• _EXERCISE TASK_:
Pick out the lines below that include the string "this".
____
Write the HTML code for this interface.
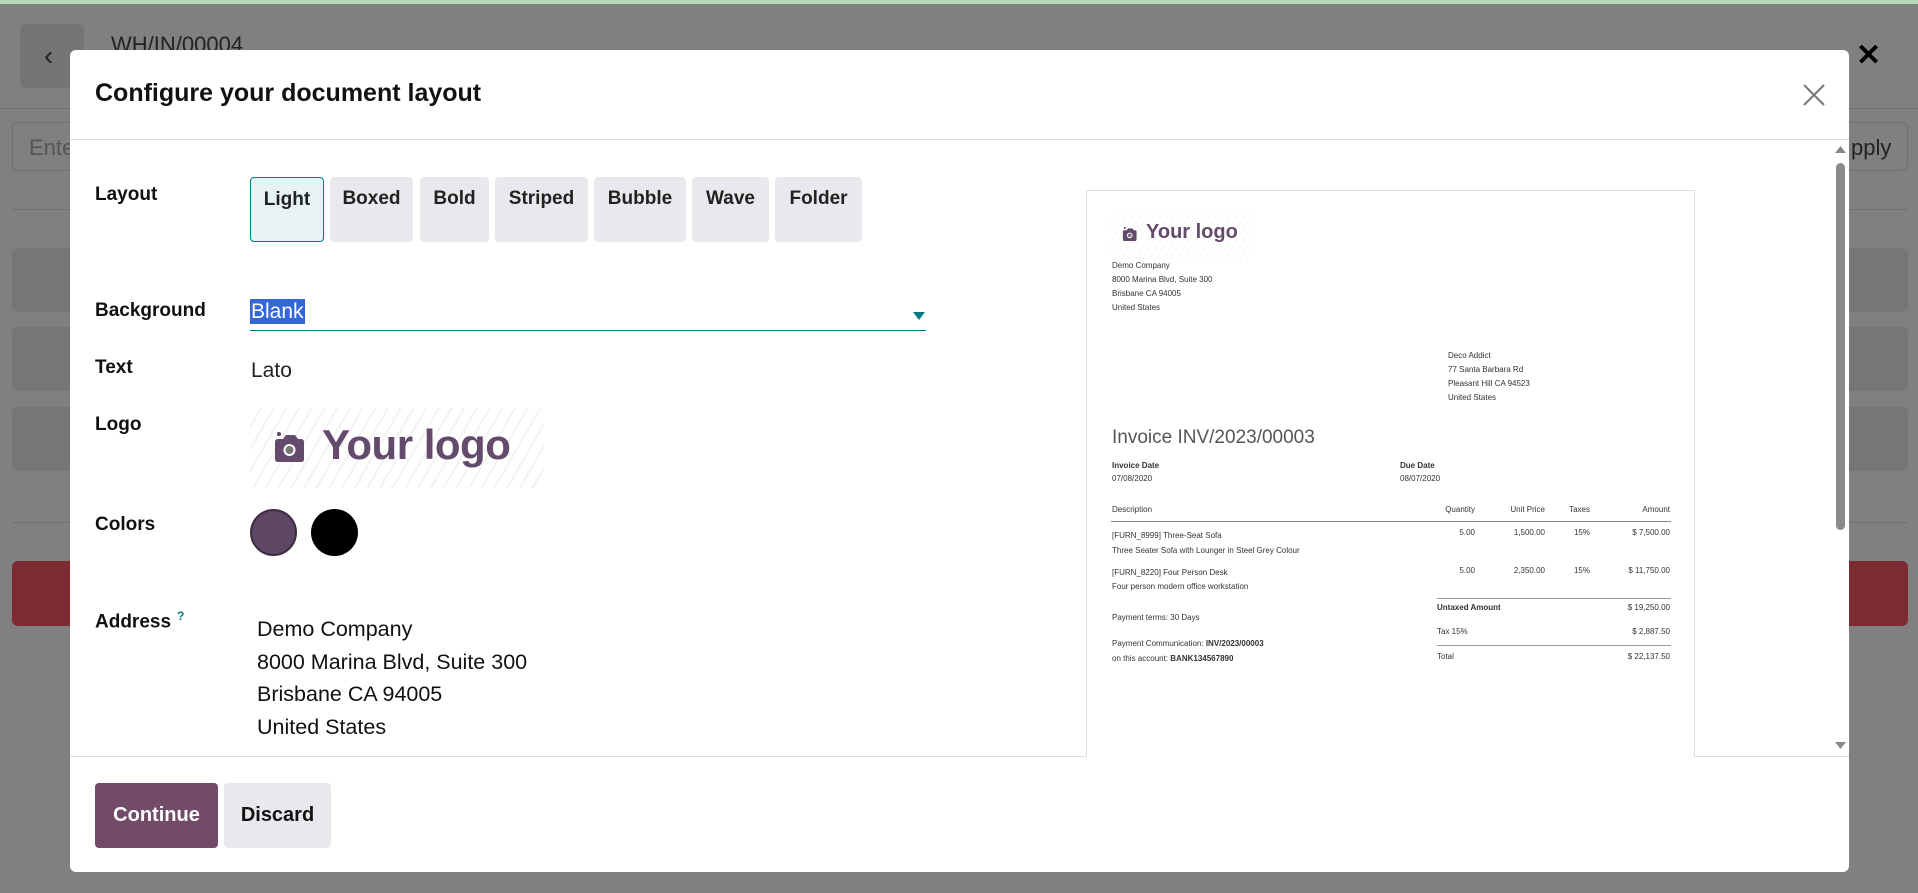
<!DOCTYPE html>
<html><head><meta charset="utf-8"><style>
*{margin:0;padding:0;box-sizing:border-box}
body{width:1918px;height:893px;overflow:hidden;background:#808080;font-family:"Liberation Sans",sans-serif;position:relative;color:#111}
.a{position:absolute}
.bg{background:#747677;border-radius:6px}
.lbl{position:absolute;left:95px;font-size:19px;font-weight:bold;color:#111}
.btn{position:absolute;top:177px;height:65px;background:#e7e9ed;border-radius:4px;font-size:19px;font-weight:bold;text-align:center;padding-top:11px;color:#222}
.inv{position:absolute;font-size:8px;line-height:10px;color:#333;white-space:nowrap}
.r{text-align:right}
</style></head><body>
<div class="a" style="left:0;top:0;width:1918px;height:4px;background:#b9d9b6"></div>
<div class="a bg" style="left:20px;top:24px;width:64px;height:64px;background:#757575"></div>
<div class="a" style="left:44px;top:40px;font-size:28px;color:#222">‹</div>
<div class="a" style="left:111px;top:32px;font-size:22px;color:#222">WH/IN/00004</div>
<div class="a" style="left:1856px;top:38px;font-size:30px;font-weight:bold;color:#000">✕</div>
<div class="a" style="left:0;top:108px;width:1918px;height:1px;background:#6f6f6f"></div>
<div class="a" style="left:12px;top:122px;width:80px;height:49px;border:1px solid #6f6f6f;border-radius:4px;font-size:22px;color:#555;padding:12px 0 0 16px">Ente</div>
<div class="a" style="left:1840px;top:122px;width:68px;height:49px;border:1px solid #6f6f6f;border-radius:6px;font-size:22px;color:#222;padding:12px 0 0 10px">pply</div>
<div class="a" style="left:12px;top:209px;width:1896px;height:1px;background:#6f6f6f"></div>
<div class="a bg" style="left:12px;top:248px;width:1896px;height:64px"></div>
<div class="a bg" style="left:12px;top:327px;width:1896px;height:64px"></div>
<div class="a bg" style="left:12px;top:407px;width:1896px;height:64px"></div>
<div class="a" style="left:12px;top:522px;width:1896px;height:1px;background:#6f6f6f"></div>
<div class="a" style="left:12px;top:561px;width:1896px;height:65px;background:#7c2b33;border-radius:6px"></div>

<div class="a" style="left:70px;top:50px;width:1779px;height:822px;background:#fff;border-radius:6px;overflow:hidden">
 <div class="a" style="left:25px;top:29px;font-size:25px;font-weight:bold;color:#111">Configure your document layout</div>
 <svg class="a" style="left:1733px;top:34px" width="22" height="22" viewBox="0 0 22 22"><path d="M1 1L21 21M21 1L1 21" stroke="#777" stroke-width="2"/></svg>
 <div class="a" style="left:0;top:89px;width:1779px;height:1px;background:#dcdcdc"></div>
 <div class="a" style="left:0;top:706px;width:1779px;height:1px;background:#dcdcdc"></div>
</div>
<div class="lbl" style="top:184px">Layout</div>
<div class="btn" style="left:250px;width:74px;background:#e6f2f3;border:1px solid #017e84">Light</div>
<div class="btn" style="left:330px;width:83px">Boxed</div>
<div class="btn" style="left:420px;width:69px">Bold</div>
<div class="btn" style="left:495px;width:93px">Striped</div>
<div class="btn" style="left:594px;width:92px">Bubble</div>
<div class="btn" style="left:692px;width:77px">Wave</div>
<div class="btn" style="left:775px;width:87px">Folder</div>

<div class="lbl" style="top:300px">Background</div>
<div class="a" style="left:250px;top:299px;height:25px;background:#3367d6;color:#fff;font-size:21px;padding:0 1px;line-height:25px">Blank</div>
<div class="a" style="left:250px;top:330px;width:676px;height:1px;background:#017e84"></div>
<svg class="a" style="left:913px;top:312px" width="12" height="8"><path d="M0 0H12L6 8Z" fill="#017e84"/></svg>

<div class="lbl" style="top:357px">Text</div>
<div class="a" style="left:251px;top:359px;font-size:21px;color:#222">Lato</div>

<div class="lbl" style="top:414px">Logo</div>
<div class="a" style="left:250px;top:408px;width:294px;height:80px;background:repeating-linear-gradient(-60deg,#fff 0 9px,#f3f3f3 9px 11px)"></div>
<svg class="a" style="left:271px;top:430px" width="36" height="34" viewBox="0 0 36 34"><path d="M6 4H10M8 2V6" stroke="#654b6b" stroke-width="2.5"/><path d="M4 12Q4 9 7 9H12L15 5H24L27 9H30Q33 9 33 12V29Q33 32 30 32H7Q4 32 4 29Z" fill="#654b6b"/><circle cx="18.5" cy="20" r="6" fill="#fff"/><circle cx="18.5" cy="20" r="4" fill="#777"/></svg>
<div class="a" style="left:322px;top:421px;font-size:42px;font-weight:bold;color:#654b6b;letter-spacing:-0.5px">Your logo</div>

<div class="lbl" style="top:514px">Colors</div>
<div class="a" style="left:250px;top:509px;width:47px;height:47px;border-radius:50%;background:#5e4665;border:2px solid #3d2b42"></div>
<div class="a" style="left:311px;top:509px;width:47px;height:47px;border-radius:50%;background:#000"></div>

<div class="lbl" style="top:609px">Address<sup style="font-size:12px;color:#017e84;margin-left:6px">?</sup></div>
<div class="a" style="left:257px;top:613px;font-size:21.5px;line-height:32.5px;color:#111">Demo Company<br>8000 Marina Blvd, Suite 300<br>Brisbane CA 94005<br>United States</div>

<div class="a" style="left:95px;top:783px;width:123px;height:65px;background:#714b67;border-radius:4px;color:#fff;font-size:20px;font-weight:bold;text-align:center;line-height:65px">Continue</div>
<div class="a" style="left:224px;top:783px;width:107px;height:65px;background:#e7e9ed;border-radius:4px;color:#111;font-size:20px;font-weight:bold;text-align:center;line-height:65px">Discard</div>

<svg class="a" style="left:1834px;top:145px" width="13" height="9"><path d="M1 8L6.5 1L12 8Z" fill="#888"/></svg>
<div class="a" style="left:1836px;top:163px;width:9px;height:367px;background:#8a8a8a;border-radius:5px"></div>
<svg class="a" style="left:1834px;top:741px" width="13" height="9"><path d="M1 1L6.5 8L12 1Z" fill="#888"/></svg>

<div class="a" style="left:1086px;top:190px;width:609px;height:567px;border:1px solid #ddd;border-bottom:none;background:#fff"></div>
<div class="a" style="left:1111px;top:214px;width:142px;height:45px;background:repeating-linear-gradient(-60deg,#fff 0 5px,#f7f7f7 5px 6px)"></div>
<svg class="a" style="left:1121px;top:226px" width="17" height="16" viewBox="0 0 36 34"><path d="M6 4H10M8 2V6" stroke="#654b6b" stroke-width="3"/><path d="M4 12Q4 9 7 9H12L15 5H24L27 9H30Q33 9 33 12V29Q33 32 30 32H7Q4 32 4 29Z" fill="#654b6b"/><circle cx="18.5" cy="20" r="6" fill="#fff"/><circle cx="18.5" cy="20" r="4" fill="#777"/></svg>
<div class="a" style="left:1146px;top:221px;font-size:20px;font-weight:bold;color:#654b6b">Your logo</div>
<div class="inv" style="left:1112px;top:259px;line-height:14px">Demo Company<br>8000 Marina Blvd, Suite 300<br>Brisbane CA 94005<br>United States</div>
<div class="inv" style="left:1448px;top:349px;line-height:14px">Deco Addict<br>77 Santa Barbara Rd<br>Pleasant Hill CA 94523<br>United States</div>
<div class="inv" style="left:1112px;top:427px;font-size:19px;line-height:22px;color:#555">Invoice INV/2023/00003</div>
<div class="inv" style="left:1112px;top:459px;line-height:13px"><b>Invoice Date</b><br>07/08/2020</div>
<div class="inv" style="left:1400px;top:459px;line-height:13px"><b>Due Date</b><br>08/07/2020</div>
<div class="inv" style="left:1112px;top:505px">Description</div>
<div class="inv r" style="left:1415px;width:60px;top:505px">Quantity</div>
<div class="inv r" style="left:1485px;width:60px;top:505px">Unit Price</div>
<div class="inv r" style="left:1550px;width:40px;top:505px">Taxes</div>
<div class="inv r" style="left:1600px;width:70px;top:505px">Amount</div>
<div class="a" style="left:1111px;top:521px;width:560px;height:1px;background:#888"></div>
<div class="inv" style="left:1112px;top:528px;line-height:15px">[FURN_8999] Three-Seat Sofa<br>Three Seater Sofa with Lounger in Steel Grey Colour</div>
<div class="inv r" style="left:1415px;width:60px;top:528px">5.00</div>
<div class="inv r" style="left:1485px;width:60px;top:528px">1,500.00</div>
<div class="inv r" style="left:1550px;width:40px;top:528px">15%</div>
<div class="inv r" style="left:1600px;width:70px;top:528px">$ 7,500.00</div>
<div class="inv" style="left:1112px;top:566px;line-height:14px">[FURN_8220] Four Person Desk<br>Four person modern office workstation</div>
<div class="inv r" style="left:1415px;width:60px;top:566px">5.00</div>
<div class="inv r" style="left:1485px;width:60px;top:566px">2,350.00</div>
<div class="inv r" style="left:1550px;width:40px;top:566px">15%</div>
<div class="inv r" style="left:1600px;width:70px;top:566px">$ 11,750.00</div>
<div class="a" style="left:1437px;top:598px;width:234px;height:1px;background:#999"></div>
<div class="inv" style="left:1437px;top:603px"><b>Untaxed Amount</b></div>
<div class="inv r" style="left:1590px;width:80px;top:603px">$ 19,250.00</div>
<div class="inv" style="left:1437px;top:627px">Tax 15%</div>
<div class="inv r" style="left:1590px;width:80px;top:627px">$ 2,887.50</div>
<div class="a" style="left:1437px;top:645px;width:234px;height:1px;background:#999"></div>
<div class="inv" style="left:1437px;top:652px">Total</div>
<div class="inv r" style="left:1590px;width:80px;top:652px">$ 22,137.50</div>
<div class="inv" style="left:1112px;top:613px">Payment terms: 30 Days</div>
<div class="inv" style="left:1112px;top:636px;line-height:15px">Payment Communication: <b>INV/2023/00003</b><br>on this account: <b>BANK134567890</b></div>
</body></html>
____
• _TASK RESPONSE_:
Write the HTML code for this interface.
<div class="inv" style="left:1112px;top:636px;line-height:15px">Payment Communication: <b>INV/2023/00003</b><br>on this account: <b>BANK134567890</b></div>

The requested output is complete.